Soupçons d’infanticide

Pourtant, le scénario d’un infanticide est envisagé par les experts psychiatres. Ils évoquent le "syndrome de Médée " : le meurtre de l'enfant pour punir l'ex-conjoint. Paul Bensussan, expert auprès de la Cour de cassation, a souvent étudié ce type de cas, toujours chez des sujets masculins d’ailleurs. "Il y a des hommes qui sont trop fragiles et trop immatures pour supporter la rupture ", analyse le docteur Bensussan, expert auprès de la Cour de cassation et de la Cour pénale internationale. 

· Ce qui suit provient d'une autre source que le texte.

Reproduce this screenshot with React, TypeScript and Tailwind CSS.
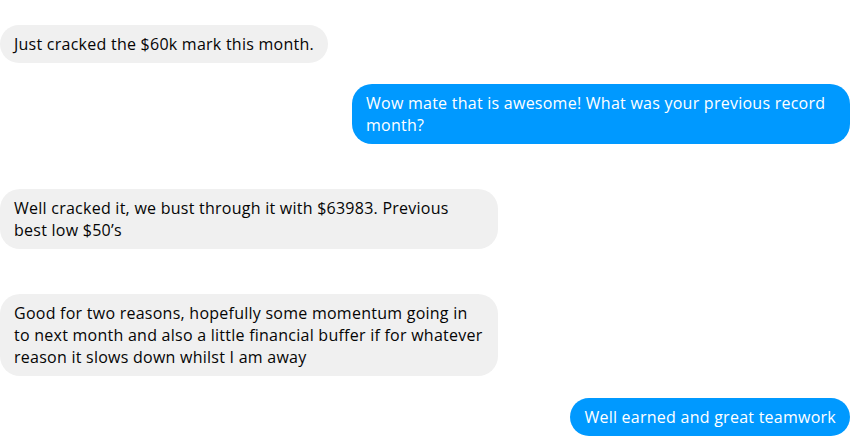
import React from "react";

type Msg = { lines: string[]; mine: boolean; mt: string; wide?: boolean };

const messages: Msg[] = [
  { lines: ["Just cracked the $60k mark this month."], mine: false, mt: "mt-[25px]" },
  { lines: ["Wow mate that is awesome! What was your previous record", "month?"], mine: true, mt: "mt-[21px]", wide: true },
  { lines: ["Well cracked it, we bust through it with $63983. Previous", "best low $50’s"], mine: false, mt: "mt-[45px]", wide: true },
  {
    lines: [
      "Good for two reasons, hopefully some momentum going in",
      "to next month and also a little financial buffer if for whatever",
      "reason it slows down whilst I am away",
    ],
    mine: false,
    mt: "mt-[45px]",
    wide: true,
  },
  { lines: ["Well earned and great teamwork"], mine: true, mt: "mt-[22px]" },
];

export default function App() {
  return (
    <div
      className="w-[855px] h-[443px] bg-white overflow-hidden flex flex-col pr-[5px]"
      style={{ fontFamily: '"Open Sans", "Noto Sans", sans-serif' }}
    >
      {messages.map((m, i) => (
        <div key={i} className={`flex ${m.mt} ${m.mine ? "justify-end" : "justify-start"}`}>
          <div
            className={`${m.wide ? "w-[498px]" : "max-w-[498px]"} whitespace-nowrap rounded-[20px] px-[14px] py-[8px] text-[16px] tracking-[0.25px] leading-[22px] ${
              m.mine ? "bg-[#0099ff] text-white" : "bg-[#f0f0f0] text-[#050505]"
            }`}
          >
            {m.lines.map((l, j) => (
              <React.Fragment key={j}>
                {j > 0 && <br />}
                {l}
              </React.Fragment>
            ))}
          </div>
        </div>
      ))}
    </div>
  );
}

"Ils vivent la rupture comme un abandon. On sait que ces hommes égocentriques sont capables d’actes terribles, y compris lorsqu’ils sont décrits comme de très bons pères aimant leurs enfants. L’égocentrisme est comme une vague qui balaie tout sur son passage , poursuit l’expert, l’amour ressenti autrefois pour son enfant n’existe plus. Seuls comptent la rage narcissique et le désir de faire souffrir l’autre parent ."

La date d'un éventuel procès s'éloigne un peu

La chambre de l’instruction de la cour d’appel de Caen devait décider ce mardi du renvoi de Sylvain Jouanneau devant les assises. Finalement, la chambre de l'instruction de la cour d'appel de Caen a demandé un complément d'information. Elle souhaite que le juge d'instruction réexamine les chefs d'accusation. Pour la chambre, le père serait l'auteur principal de la "séquestration et détention arbitraire de mineur de 15 ans" et non "complice", comme l'évoquait le renvoi. La chambre ajoute également le chef "d'enlèvement de mineur" au lieu de "soustraction de mineur par ascendant pendant plus de cinq

jours". Selon une source judiciaire, la décision de la chambre de l'instruction repousse un éventuel procès à la toute fin d'année ou en 2015.

En parallèle, la justice continue d'enquêter "contre X" pour des faits d’homicide. Mais l’enquête est au point mort. La justice et la Maman de Mathis espèrent convaincre Sylvain Jouanneau, lors d’un procès, de sortir de son silence et de livrer, enfin, la clé du mystère.